De Westweg is één van de langeafstandswandelingen die het Zwarte Woud doorkruist, samen met de Ostweg en Mittelweg. De Westweg is hiervan de meest beroemde en pittoreske en is ongeveer 285 kilometer lang. Dat is toch wel lang voor een weekje vakantie en daarom heb ik het traject opgepikt vanaf Hausach naar Basel. Dit is ongeveer in het midden van de Westweg en goed voor ruim 150 kilometer. Bovendien bevat de laatste helft ook de meeste - zoniet alle - hoogtepunten van de Westweg zoals een passage langs de bron van de Donau en verschillende tochten langs bergtoppen. 

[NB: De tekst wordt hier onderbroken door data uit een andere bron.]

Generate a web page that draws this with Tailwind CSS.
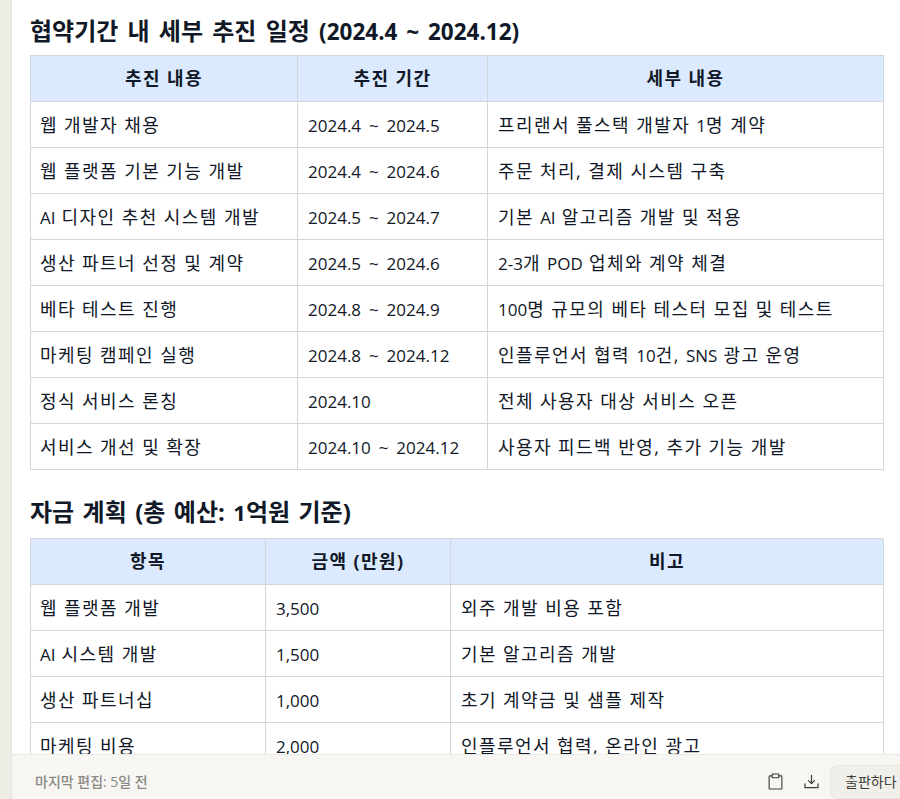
<!DOCTYPE html>
<html lang="ko">
<head>
    <meta charset="UTF-8">
    <title>추진 일정</title>
    <script src="https://cdn.jsdelivr.net/npm/@tailwindcss/browser@4"></script>
</head>
<body class="h-[799px] overflow-hidden bg-[#eeede5] font-['Open_Sans','Noto_Sans_CJK_KR',sans-serif] text-[#111827]">
    <div class="ml-[11px] h-full flex flex-col border-l border-[#e3e1d8] bg-white">
        <!-- Document -->
        <main class="flex-1 overflow-hidden pl-[18px] pr-[16px] pt-[15px]">
            <h2 class="h-[40px] text-[24px] leading-[32px] font-bold tracking-normal [word-spacing:3px]">협약기간 내 세부 추진 일정 <span class="text-[22.500px]">(2024.4 ~ 2024.12)</span></h2>
            <table class="w-[853px] table-fixed border-collapse text-[18px] tracking-[1.44px] [&_span]:text-[17px] [&_span]:tracking-normal [&_span]:[word-spacing:3.5px] [&_td]:pt-[1px] [&_td:first-child]:pl-[9px]">
                <colgroup>
                    <col class="w-[267px]"><col class="w-[190px]"><col class="w-[396px]">
                </colgroup>
                <thead>
                    <tr class="h-[46px] bg-[#dbeafe]">
                        <th class="border border-[#d3d6da] px-[10px] font-bold">추진 내용</th>
                        <th class="border border-[#d3d6da] px-[10px] font-bold">추진 기간</th>
                        <th class="border border-[#d3d6da] px-[10px] font-bold">세부 내용</th>
                    </tr>
                </thead>
                <tbody>
                    <tr class="h-[46px]"><td class="border border-[#d3d6da] px-[10px]">웹 개발자 채용</td><td class="border border-[#d3d6da] px-[10px]"><span>2024.4 ~ 2024.5</span></td><td class="border border-[#d3d6da] px-[10px]">프리랜서 풀스택 개발자 <span>1</span>명 계약</td></tr>
                    <tr class="h-[46px]"><td class="border border-[#d3d6da] px-[10px]">웹 플랫폼 기본 기능 개발</td><td class="border border-[#d3d6da] px-[10px]"><span>2024.4 ~ 2024.6</span></td><td class="border border-[#d3d6da] px-[10px]">주문 처리, 결제 시스템 구축</td></tr>
                    <tr class="h-[46px]"><td class="border border-[#d3d6da] px-[10px]"><span>AI</span> 디자인 추천 시스템 개발</td><td class="border border-[#d3d6da] px-[10px]"><span>2024.5 ~ 2024.7</span></td><td class="border border-[#d3d6da] px-[10px]">기본 <span>AI</span> 알고리즘 개발 및 적용</td></tr>
                    <tr class="h-[46px]"><td class="border border-[#d3d6da] px-[10px]">생산 파트너 선정 및 계약</td><td class="border border-[#d3d6da] px-[10px]"><span>2024.5 ~ 2024.6</span></td><td class="border border-[#d3d6da] px-[10px]"><span>2-3</span>개 <span>POD</span> 업체와 계약 체결</td></tr>
                    <tr class="h-[46px]"><td class="border border-[#d3d6da] px-[10px]">베타 테스트 진행</td><td class="border border-[#d3d6da] px-[10px]"><span>2024.8 ~ 2024.9</span></td><td class="border border-[#d3d6da] px-[10px]"><span>100</span>명 규모의 베타 테스터 모집 및 테스트</td></tr>
                    <tr class="h-[46px]"><td class="border border-[#d3d6da] px-[10px]">마케팅 캠페인 실행</td><td class="border border-[#d3d6da] px-[10px]"><span>2024.8 ~ 2024.12</span></td><td class="border border-[#d3d6da] px-[10px]">인플루언서 협력 <span>10</span>건, <span>SNS</span> 광고 운영</td></tr>
                    <tr class="h-[46px]"><td class="border border-[#d3d6da] px-[10px]">정식 서비스 론칭</td><td class="border border-[#d3d6da] px-[10px]"><span>2024.10</span></td><td class="border border-[#d3d6da] px-[10px]">전체 사용자 대상 서비스 오픈</td></tr>
                    <tr class="h-[46px]"><td class="border border-[#d3d6da] px-[10px]">서비스 개선 및 확장</td><td class="border border-[#d3d6da] px-[10px]"><span>2024.10 ~ 2024.12</span></td><td class="border border-[#d3d6da] px-[10px]">사용자 피드백 반영, 추가 기능 개발</td></tr>
                </tbody>
            </table>

            <h2 class="mt-[26px] h-[42px] text-[24px] leading-[32px] font-bold [word-spacing:2.200px]">자금 계획 (총 예산: <span class="text-[22px]">1</span>억원 기준)</h2>
            <table class="w-[853px] table-fixed border-collapse text-[18px] tracking-[1.44px] [&_span]:text-[17px] [&_span]:tracking-normal [&_td]:pt-[1px] [&_td:first-child]:pl-[9px]">
                <colgroup>
                    <col class="w-[235px]"><col class="w-[185px]"><col class="w-[433px]">
                </colgroup>
                <thead>
                    <tr class="h-[46px] bg-[#dbeafe]">
                        <th class="border border-[#d3d6da] px-[10px] font-bold">항목</th>
                        <th class="border border-[#d3d6da] px-[10px] font-bold">금액 (만원)</th>
                        <th class="border border-[#d3d6da] px-[10px] font-bold">비고</th>
                    </tr>
                </thead>
                <tbody>
                    <tr class="h-[46px]"><td class="border border-[#d3d6da] px-[10px]">웹 플랫폼 개발</td><td class="border border-[#d3d6da] px-[10px]"><span>3,500</span></td><td class="border border-[#d3d6da] px-[10px]">외주 개발 비용 포함</td></tr>
                    <tr class="h-[46px]"><td class="border border-[#d3d6da] px-[10px]"><span>AI</span> 시스템 개발</td><td class="border border-[#d3d6da] px-[10px]"><span>1,500</span></td><td class="border border-[#d3d6da] px-[10px]">기본 알고리즘 개발</td></tr>
                    <tr class="h-[46px]"><td class="border border-[#d3d6da] px-[10px]">생산 파트너십</td><td class="border border-[#d3d6da] px-[10px]"><span>1,000</span></td><td class="border border-[#d3d6da] px-[10px]">초기 계약금 및 샘플 제작</td></tr>
                    <tr class="h-[46px]"><td class="border border-[#d3d6da] px-[10px]">마케팅 비용</td><td class="border border-[#d3d6da] px-[10px]"><span>2,000</span></td><td class="border border-[#d3d6da] px-[10px]">인플루언서 협력, 온라인 광고</td></tr>
                </tbody>
            </table>
        </main>

        <!-- Bottom bar -->
        <footer class="h-[45px] shrink-0 flex items-center justify-between border-t border-[#ebe9e2] bg-[#f7f6f2] pl-[23px] pt-[9px]">
            <span class="mb-[1px] text-[14px] font-medium text-[#8a8983]">마지막 편집: 5일 전</span>
            <div class="flex items-center">
                <svg class="w-[15px] h-[17px] mr-[21px]" viewBox="0 0 16 18" fill="none" stroke="#3d3d3a" stroke-width="1.2" stroke-linejoin="round">
                    <path d="M4.500 3H2a.8.8 0 0 0-.8.8v12.400a.8.8 0 0 0 .8.8h12a.8.8 0 0 0 .8-.8V3.800a.8.8 0 0 0-.8-.8h-2.500"/>
                    <path d="M4.500 1h7v4h-7z"/>
                </svg>
                <svg class="w-[15px] h-[15px] mr-[11px]" viewBox="0 0 16 16" fill="none" stroke="#3d3d3a" stroke-width="1.300" stroke-linecap="round" stroke-linejoin="round">
                    <path d="M8 1.500v8.500M4.800 7 8 10.200 11.200 7"/>
                    <path d="M1 10.500v4h14v-4"/>
                </svg>
                <button class="h-[34px] w-[70px] rounded-l-[8px] border border-r-0 border-[#e8e6dd] bg-[#f0efe9] pl-[14px] text-left text-[14px] whitespace-nowrap overflow-hidden text-[#3d3d3a]">출판하다</button>
            </div>
        </footer>
    </div>
</body>
</html>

De Westweg bevat eveneens een oostelijke en westelijke variant die in de buurt van de Titisee opsplitst. De westelijke versie is de meest bekende variant aangezien dit de klassieke route is die de meeste wandelaars nemen en dat heb ik ook gedaan. Deze versie is ook een stukje korter dan de oostelijke die één dagje langer duurt.

Dag 1 Hausach - Brend
Deze etappe begint in het kalme stadje Hausach waar het mogelijk is om met de trein te arriveren aangezien het beschikt over een klein stationnetje. De gezellige hoofdstraat wordt in de eerste meters aangedaan, maar daarna gaat het steil omhoog. De etappe van Hausach naar Wilhelmshöhe gaat een kleine 1300 meter naar omhoog waarvan zo'n zeshonderd meter op de eerste vijf kilometer. De bospaden bevatten soms stevige kuitenbijters, maar het zijn vooral de te volgen bordjes die de moeilijkste uitdaging van het beginstuk zijn. Het gebeurt meermaals dat ik verkeerd loop en mijn GSM gebruik om me te heroriënteren. 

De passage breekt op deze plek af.